The phone call has to come from outside the house
I know of no individual who voluntarily pays more in taxes than the rules require. Similarly, the corporations who pay their employees more than the market would require are rare enough to prove the rule that profit maximization is the driver of decision making about employee compensation.
The solution then has to come from outside the business community, i.e., it needs to be political. Legislation is needed If workers are going to have the dignity of certain minimum rights that include benefits, adequate compensation, and a decent level of job security.
The dreaded “U” word
Part of any solution would probably include a government-enabled renaissance of private labor unions. In 1975, about a third of private sector employees were in unions. Today that number is down to 6%.
Capitalists hate unions because they work!
The renaissance of unions as well as the enactment of stricter legislation requiring employers to provide healthcare, other benefits, and adequate notice of layoffs would cut into corporate profitability and slow economic growth. Corporate profit margins would then decline. Financial wealth would then decline as well.
Profit margins are currently elevated as are the scale and concentration of financial wealth. There can be some give.6
More good jobs for slower growth and lower profits. That’s a good trade because otherwise the “rough beast” that reverses hyper capitalism and ends this Second Gilded Age may be far worse for everyone. 7
Question for the comments: Feel free to comment on either “My Inner Authenticity” or Capitalism Without Guardrails” or let me know if you like the two short essays format.
Below is the full video of the conversation among Adelle Waldman, Al Filreis, and me at Kelly Writers House.
Kelly Writers House is an amazing literary community with many programs open to anyone. It’s an actual house on the campus and combines the online and the in-real-life in a beautiful way.
There’s some hard to predict set of circumstances when a country’s debt and future deficit situation become untenable, and the result is financial panic. Both American political parties have been irresponsible about deficits. I fear responsibility will only come when the panic comes.
The scariest dystopian novel I’ve read is Lionel Shriver’s The Mandibles. It’s an all too realistic scenario of a debt panic in the near future. Far scarier than zombies!
I wrote about that fear recently in Our Second Gilded Age Goes Supernova. Also, this is my second post in a row that references the Yeats poem “The Second Coming.” I’m full of passionate intensity for that poem.








I liked this, and agreed with the last paragraph. I'm just not convinced that a better pay/slower growth strategy will work. Slower growth means fewer jobs, so the people who have jobs have better jobs, but there will more people with no job at all. P. S. You're a talented writer with something to say, so yes to the Substack and yes to the book.
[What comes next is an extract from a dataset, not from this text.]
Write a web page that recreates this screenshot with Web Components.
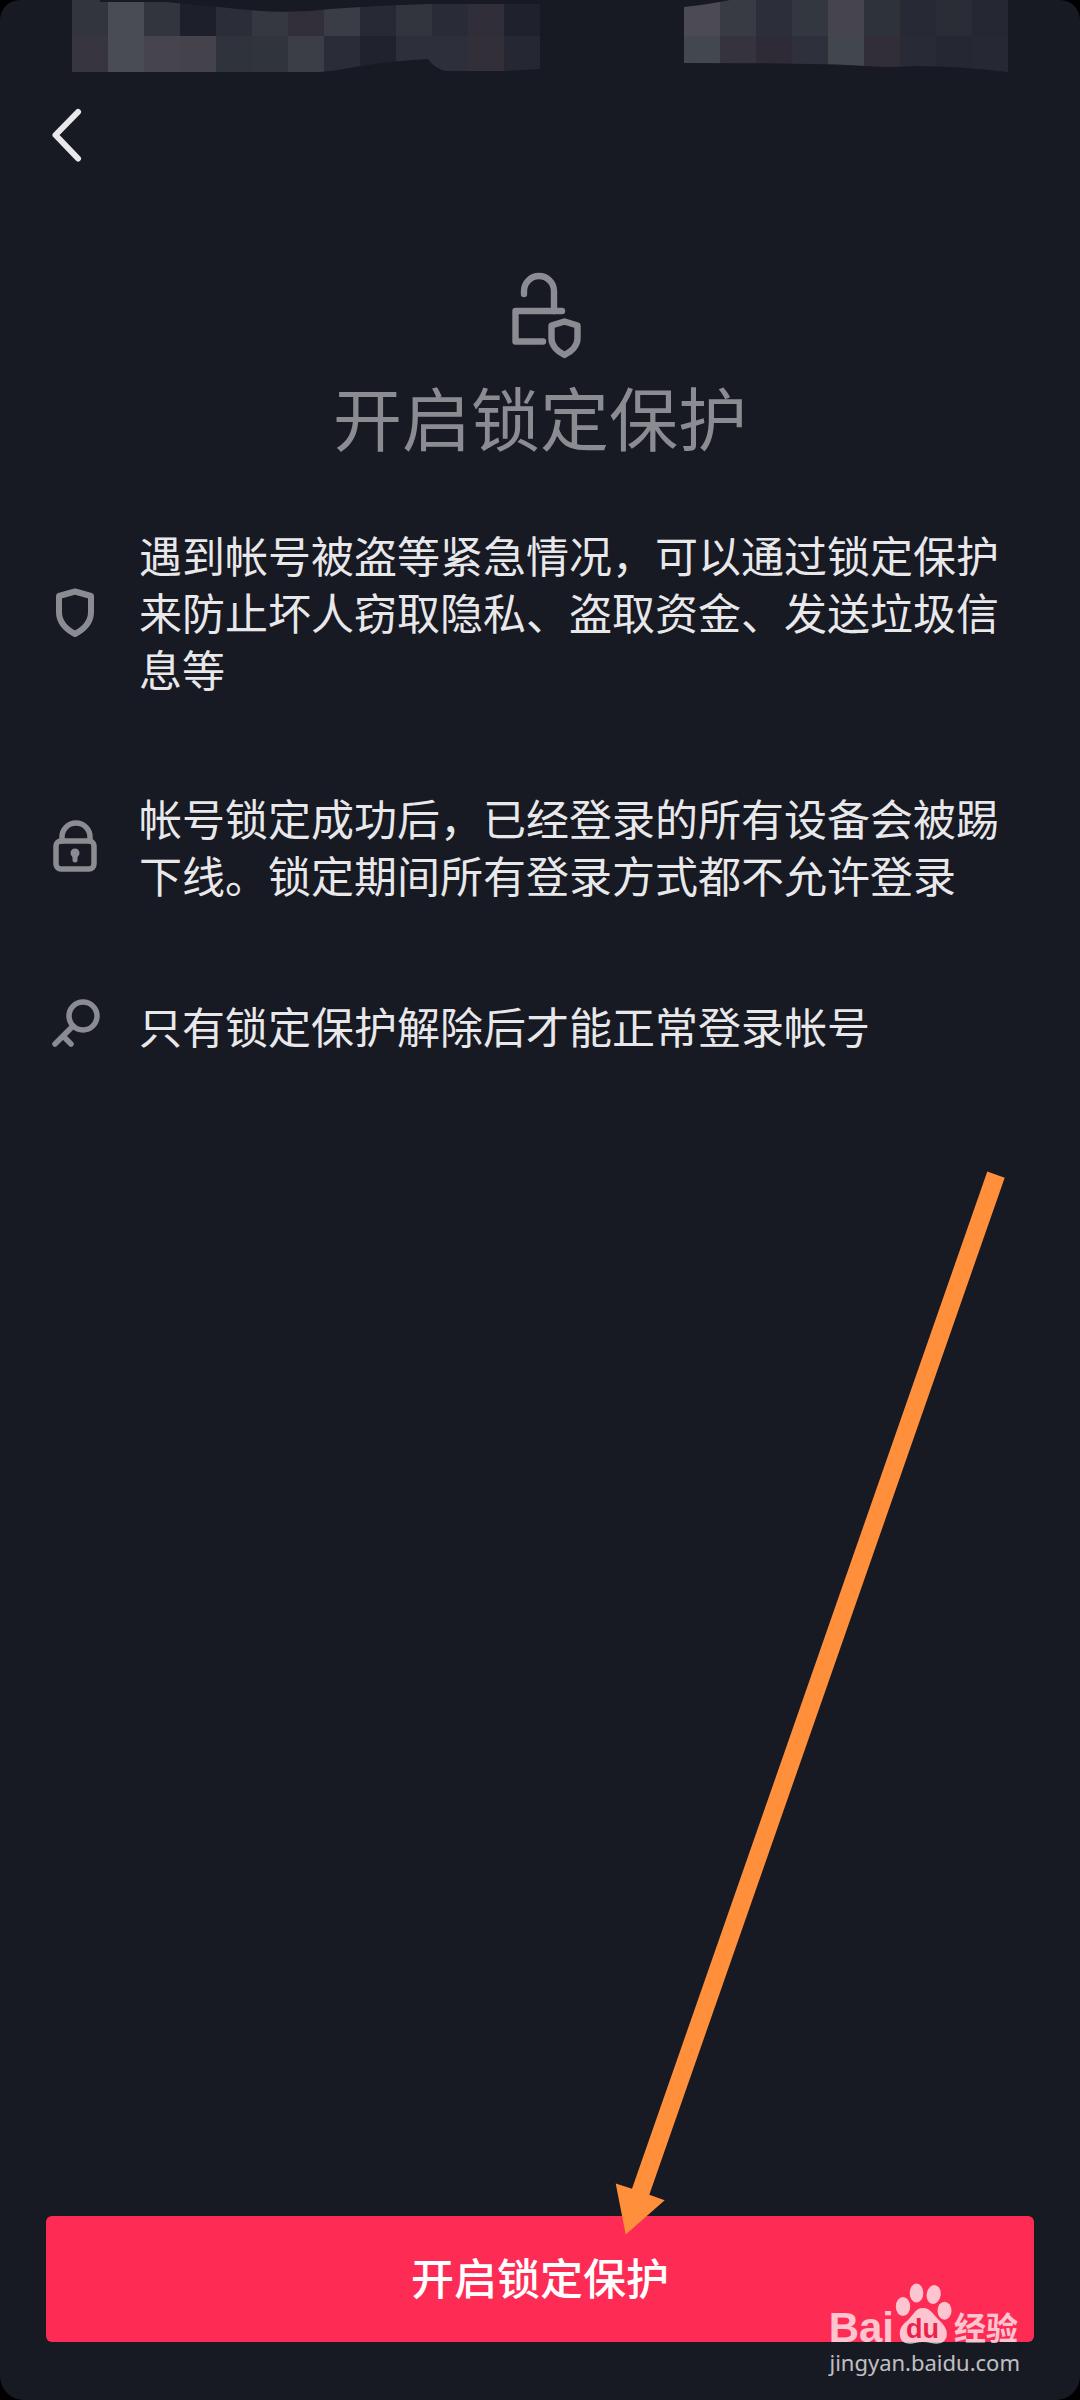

It's obvious that Bezos, Zuckerberg, Musk, et al should be paying more in taxes than they do, but the GOP (and Trump) are beholden to them. I'm not saying they are no billionaire Democrats, but the out and out Inaguration attending, Tim Cook presenting a made up award to Trump, etc, make it clear.
I've purposely bought as little as possible from Wal Mart for years because of their treatment of their workers. I read an article in the WSJ years ago that they deliberately classify the majority of their hourly workers as part time to avoid paying benefits. In counties where Wal Mart is the main employer, the majority of ER visits are from Wal Mart workers because they can't afford to go to a doctor. A year or two a story went viral that a local Wal Mart was having a food drive... for its own employees! I don't want to hear how wonderful the Crystal Bridges Museum is if you are not paying your workers enough.
I am a retail sales person on commission in an upscale suburban mall. My employer likes to consider themselves 'one of the good ones' and in many instances they are. But retail is retail, they are going to schedule you when they want (luckily my kids are grown so I don't have to worry about childcare) and tell you to do multiple jobs so they don't have to hire more support staff. I'm not sure that a Union works for commission associates, but never forget that we have a weekend because of the Unions!